Hoy la mañana está luminosa y en el jardín hay silencio, como si sus habitantes, que han dejado de cantar y de visitarme, al menos por unas horas, hubiesen decidido que lo que necesito es encontrar la serenidad, hablar con lo Alto, para que mis penas se escuchen sin distorsiones, aunque yo se que Él ya las conoce de sobra y las atenderá cuando sea el mejor momento para ello. No obstante, ese silencio es bueno, pues permite, además, admirar mucho mejor la transparencia de la luz, sus entretelas de cristal, como si fuese una canica de colores de esas con las que hemos jugado en nuestra infancia y que guardábamos en una caja de cartón, de metal en el mejor de los casos, junto a otros pequeños tesoros, en el "cosero" del que nos habla José Jiménez Lozano, en el que guardamos nuestras cosas. Hay veces que las mismas no son materiales, como unos cromos arrugados, un cristal de una botella rota, un trozo de madera, una tiza, una goma de borrar, una flor seca, el lapicero con el que un verano estuvimos haciendo garabatos en una vieja libreta todas las tardes de aburrimiento, alguna foto de un ser querido, sino que son cosas que pertenecen al alma, a lo más hondo de nuestros adentros, tal si fuesen el color de un atardecer o una amanecida, la lluvia en nuestros bolsillos, un beso que alguien nos da y su rastro que no olvidamos nunca, el deseo de trascender de nosotros mismos, la melancolía, una ausencia, ese vacío que nada terreno puede llenar.

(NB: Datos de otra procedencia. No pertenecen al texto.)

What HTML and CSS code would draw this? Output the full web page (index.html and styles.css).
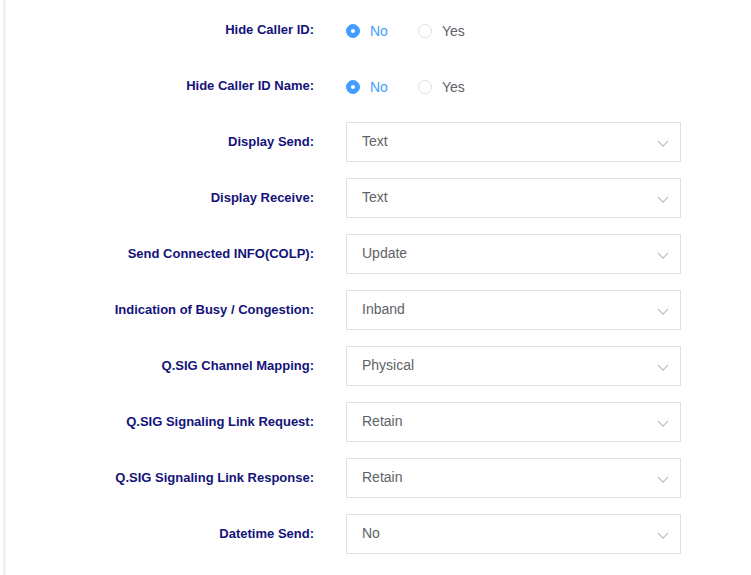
FILE: index.html
```html
<!DOCTYPE html>
<html lang="en">
<head>
<meta charset="UTF-8">
<title>Trunk Settings</title>
<link rel="stylesheet" href="styles.css">
</head>
<body>

<div class="page">
  <form class="settings-form">

    <div class="form-item">
      <label class="form-label">Hide Caller ID:</label>
      <div class="form-content radio-group">
        <span class="radio is-checked"><span class="radio-inner"></span><span class="radio-label">No</span></span>
        <span class="radio"><span class="radio-inner"></span><span class="radio-label">Yes</span></span>
      </div>
    </div>

    <div class="form-item">
      <label class="form-label">Hide Caller ID Name:</label>
      <div class="form-content radio-group">
        <span class="radio is-checked"><span class="radio-inner"></span><span class="radio-label">No</span></span>
        <span class="radio"><span class="radio-inner"></span><span class="radio-label">Yes</span></span>
      </div>
    </div>

    <div class="form-item">
      <label class="form-label">Display Send:</label>
      <div class="form-content">
        <div class="select"><span class="select-value">Text</span><svg class="arrow" width="12" height="7" viewBox="0 0 12 7"><path d="M1 1l5 5 5-5" fill="none" stroke="#c0c4cc" stroke-width="1.3"/></svg></div>
      </div>
    </div>

    <div class="form-item">
      <label class="form-label">Display Receive:</label>
      <div class="form-content">
        <div class="select"><span class="select-value">Text</span><svg class="arrow" width="12" height="7" viewBox="0 0 12 7"><path d="M1 1l5 5 5-5" fill="none" stroke="#c0c4cc" stroke-width="1.3"/></svg></div>
      </div>
    </div>

    <div class="form-item">
      <label class="form-label">Send Connected INFO(COLP):</label>
      <div class="form-content">
        <div class="select"><span class="select-value">Update</span><svg class="arrow" width="12" height="7" viewBox="0 0 12 7"><path d="M1 1l5 5 5-5" fill="none" stroke="#c0c4cc" stroke-width="1.3"/></svg></div>
      </div>
    </div>

    <div class="form-item">
      <label class="form-label">Indication of Busy / Congestion:</label>
      <div class="form-content">
        <div class="select"><span class="select-value">Inband</span><svg class="arrow" width="12" height="7" viewBox="0 0 12 7"><path d="M1 1l5 5 5-5" fill="none" stroke="#c0c4cc" stroke-width="1.3"/></svg></div>
      </div>
    </div>

    <div class="form-item">
      <label class="form-label">Q.SIG Channel Mapping:</label>
      <div class="form-content">
        <div class="select"><span class="select-value">Physical</span><svg class="arrow" width="12" height="7" viewBox="0 0 12 7"><path d="M1 1l5 5 5-5" fill="none" stroke="#c0c4cc" stroke-width="1.3"/></svg></div>
      </div>
    </div>

    <div class="form-item">
      <label class="form-label">Q.SIG Signaling Link Request:</label>
      <div class="form-content">
        <div class="select"><span class="select-value">Retain</span><svg class="arrow" width="12" height="7" viewBox="0 0 12 7"><path d="M1 1l5 5 5-5" fill="none" stroke="#c0c4cc" stroke-width="1.3"/></svg></div>
      </div>
    </div>

    <div class="form-item">
      <label class="form-label">Q.SIG Signaling Link Response:</label>
      <div class="form-content">
        <div class="select"><span class="select-value">Retain</span><svg class="arrow" width="12" height="7" viewBox="0 0 12 7"><path d="M1 1l5 5 5-5" fill="none" stroke="#c0c4cc" stroke-width="1.3"/></svg></div>
      </div>
    </div>

    <div class="form-item">
      <label class="form-label">Datetime Send:</label>
      <div class="form-content">
        <div class="select"><span class="select-value">No</span><svg class="arrow" width="12" height="7" viewBox="0 0 12 7"><path d="M1 1l5 5 5-5" fill="none" stroke="#c0c4cc" stroke-width="1.3"/></svg></div>
      </div>
    </div>

  </form>
</div>

</body>
</html>
```

FILE: styles.css
```css
body {
  font-family: "Liberation Sans", Arial, sans-serif;
  background-color: #fff;
  margin: 0;
  padding: 0;
}

.page {
  margin-left: 3px;
  border-left: 3px solid #eef0f6;
  min-height: 575px;
  box-sizing: border-box;
  padding-top: 10px;
}

.settings-form {
  margin: 0;
}

.form-item {
  display: flex;
  align-items: center;
  height: 40px;
  margin-bottom: 16px;
}

.form-label {
  width: 340px;
  box-sizing: border-box;
  padding-right: 32px;
  padding-bottom: 2px;
  text-align: right;
  font-size: 13px;
  font-weight: bold;
  color: #13137a;
}

.form-content {
  display: flex;
  align-items: center;
}

.radio-group {
  margin-top: 2px;
}

/* Radio buttons */
.radio {
  display: inline-flex;
  align-items: center;
  margin-right: 30px;
  font-size: 14px;
  color: #606266;
  cursor: pointer;
}

.radio-inner {
  width: 14px;
  height: 14px;
  box-sizing: border-box;
  border: 1px solid #dcdfe6;
  border-radius: 50%;
  background-color: #fff;
  position: relative;
}

.radio.is-checked .radio-inner {
  border-color: #409eff;
  background-color: #409eff;
}

.radio.is-checked .radio-inner::after {
  content: "";
  position: absolute;
  width: 4px;
  height: 4px;
  border-radius: 50%;
  background-color: #fff;
  left: 50%;
  top: 50%;
  transform: translate(-50%, -50%);
}

.radio-label {
  padding-left: 10px;
}

.radio.is-checked .radio-label {
  color: #409eff;
}

/* Selects */
.select {
  width: 335px;
  height: 40px;
  box-sizing: border-box;
  border: 1px solid #dcdfe6;
  padding: 0 11px 0 15px;
  display: flex;
  align-items: center;
  justify-content: space-between;
  font-size: 14px;
  color: #606266;
}

.select-value {
  margin-bottom: 2px;
}

.select .arrow {
  margin-top: 3px;
}
```
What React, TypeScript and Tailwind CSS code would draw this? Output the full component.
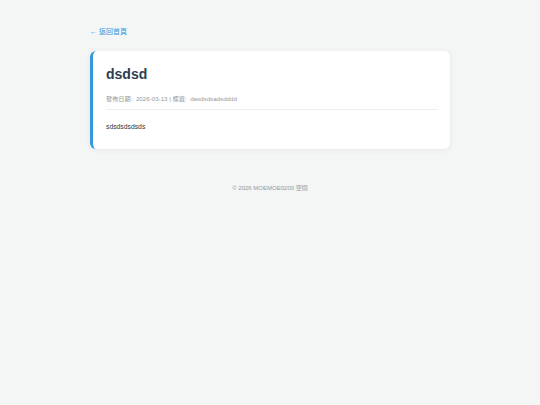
export default function App() {
  return (
    <div
      className="min-h-screen bg-[#f4f5f5] text-[#333]"
      style={{ fontFamily: '"Liberation Sans", "Noto Sans CJK TC", sans-serif' }}
    >
      <div className="mx-auto w-[360px] pt-[27px]">
        {/* Back link */}
        <a href="#" className="block text-[7px] leading-[9px] text-[#3498db]">
          ← 返回首頁
        </a>

        {/* Post card */}
        <div className="mt-[15px] rounded-[6px] border-l-[3px] border-[#3498db] bg-white pt-[15px] pb-[17px] pl-[13px] pr-[12px] shadow-[0_1px_6px_rgba(0,0,0,0.06)]">
          <h1 className="text-[14px] font-bold leading-[17px] text-[#2c3e50]">dsdsd</h1>
          <div className="mt-[11px] border-b border-[#eeeeee] pb-[6px] text-[6.2px] leading-[9px] text-[#999]">
            發佈日期:&nbsp; 2026-03-13 | 標籤:&nbsp; dasdsdsadsdddd
          </div>
          <div className="mt-[12px] text-[6.8px] leading-[10px] text-[#333]">sdsdsdsdsds</div>
        </div>

        {/* Footer */}
        <footer className="mt-[35px] text-center text-[6px] leading-[8px] text-[#909999]">
          © 2026 MOEMOE0200 空間
        </footer>
      </div>
    </div>
  );
}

Basta por ahora. Sigo abriendo la mañana cuando finalizo esta carta, que espero te llegue pronto, para recibir, a vuelta de la misma, otra tuya, como si fuese un poema que intercambiamos y que nos hace encontrar gozo en la lectura, pues alguien a quien apreciamos nos lo envía, el deleite necesario para seguir viviendo, poco a poco, y, algún día, poder confesar, como hizo Neruda, que hemos vivido, y escribir no se si nuestras memorias, pero puede que sí nuestros recuerdos, algunos de ellos, que vendrán a nosotros como brasas encendidas, como ascuas del corazón y los tuétanos, rescoldos vivos que templan el helor que sentimos cuando amanece y nos da miedo afrontar el día, para dejar testimonio de nuestro frágil paso por el mundo.